BBJ: Was at the Santa Monica Civic show with Rockpile, Deville and Costello. Went with Sandy and a couple of guys from Malibu Canyon. We met them at the beach the week before. We'd been staying at their place popping pills and getting some profound dickening since then. What the heck, finals were over and school was out.

Pre-show we went to Will Rogers beach and cut the edge off the amp by drinking a bunch of Jack Daniels while getting a titty tan. The four of us changed out of our swimsuits in the parking lot of the Civic. What little inhibitions we had were slayed by the Jack. We hadn't eaten all day so we smuggled in a bunch of yogurt and strawberries in Sandy's oversized beach purse.

Rockpile opened and Mink DeVille followed. They were both great. Costello's set was weird. The band's gear kept malfunctioning and he stormed off the stage before the set was supposed to be over. The audience wouldn't leave. 40 minutes wasn't enough.
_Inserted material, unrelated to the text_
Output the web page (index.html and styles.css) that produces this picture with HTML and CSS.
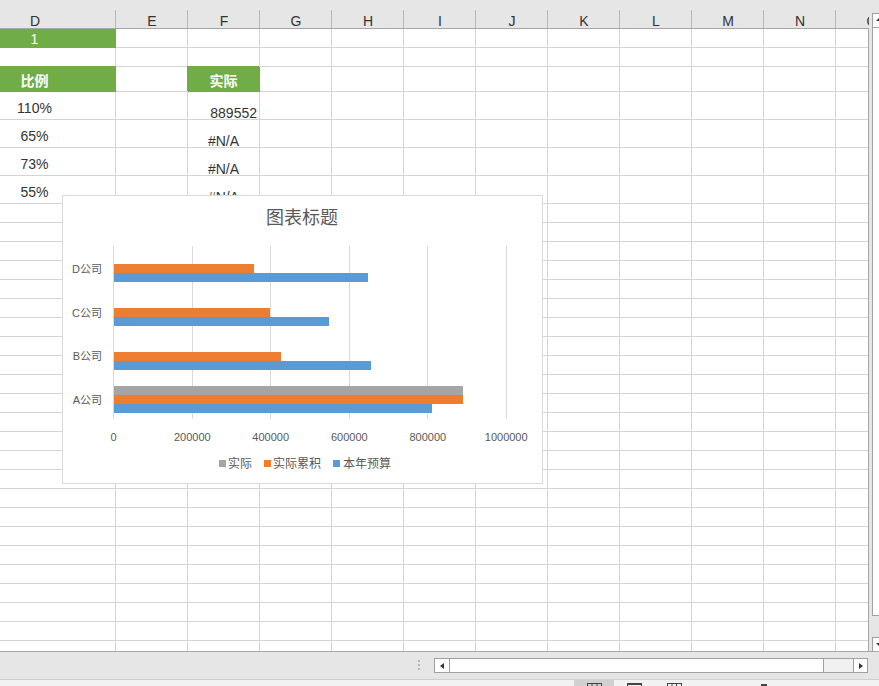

I guess he got over himself and came back on stage after a while to continue the show and satiate his fans. But after a couple more tunes with continued technical problems he again walked off. And this time it was for good. He was better a couple nights later.

A lot of cool stuff was happening around that time. Costello and Mink DeVille just had their second albums released. Street Hassle and Easter just came out too. And Petty's 2nd LP. I went to concerts galore around that time. Patti Smith played the Santa Monica Civic a couple of weeks before the Costello show. A coupla days after Patti, Tom Petty played UC Riverside. And a few days after Costello, Petty played the SMC.

Whoever sez the 70's sucked wasn't getting past the platform shoes, polyester clothes, happy face logos and other cheeze. But I dug Clackers. You can't beat going to the mountains at night, eating some shroooms, freeing yourself of your garments, electrifying your ladyland, and staring at the twinkling lights below. All this, while becoming one with your Clackers and connecting with the rhythm of the cosmos and the perfect harmony of orbital resonance :-) Just waiting for the warm honey sun to caress and bless our offerings.